In-person: C2-361 (Reading Room)
Abstract: Multiple solid-state materials have been proposed/developed for the sequestration of high-level nuclear waste such as spent/used nuclear fuel. Glass-based waste forms are used (or proposed for use) by many countries owing to the ease of synthesis and the significant number of different waste elements that can be incorporated into a glass matrix. However, these waste forms have a lower resistance to corrosion compared crystalline ceramic oxides and a lower capacity to incorporate high concentrations of heavy waste elements (e.g., actinides). Crystalline ceramic oxides and phosphates have been proposed for the sequestration of heavy waste elements, but the structures adopted by these materials are unable to accommodate all waste elements found in spent nuclear fuel. We have been investigating glass-ceramic composite materials where crystallites of ceramic oxides or phosphates are dispersed in a glass matrix.
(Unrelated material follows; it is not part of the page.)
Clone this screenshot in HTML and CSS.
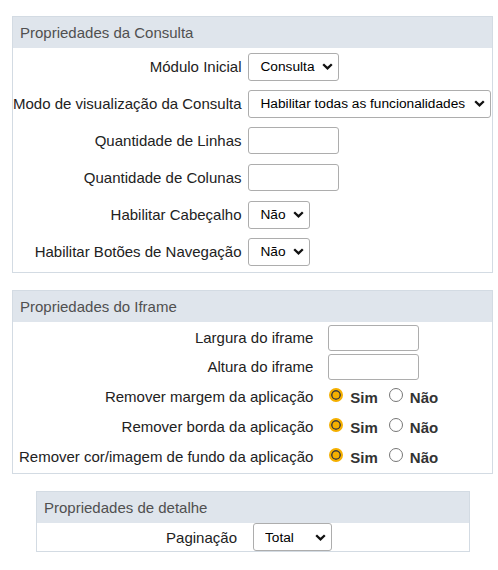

The hypothesis is that these composite materials will enable larger concentrations of all waste elements to be incorporated in the waste form with the lighter/smaller ions being preferentially incorporated in the glass matrix while the heavier/larger ions are incorporated into specific crystallographic positions in the ceramic oxides/phosphates. Our investigations of composite materials containing different oxide/phosphate crystallites dispersed in a borosilicate glass matrix will be discussed during this presentation with an emphasis placed on the effect that synthesis conditions and composition has on the ability to form these materials, as well as the corrosion resistance and tolerance to radiation induced damage of these materials.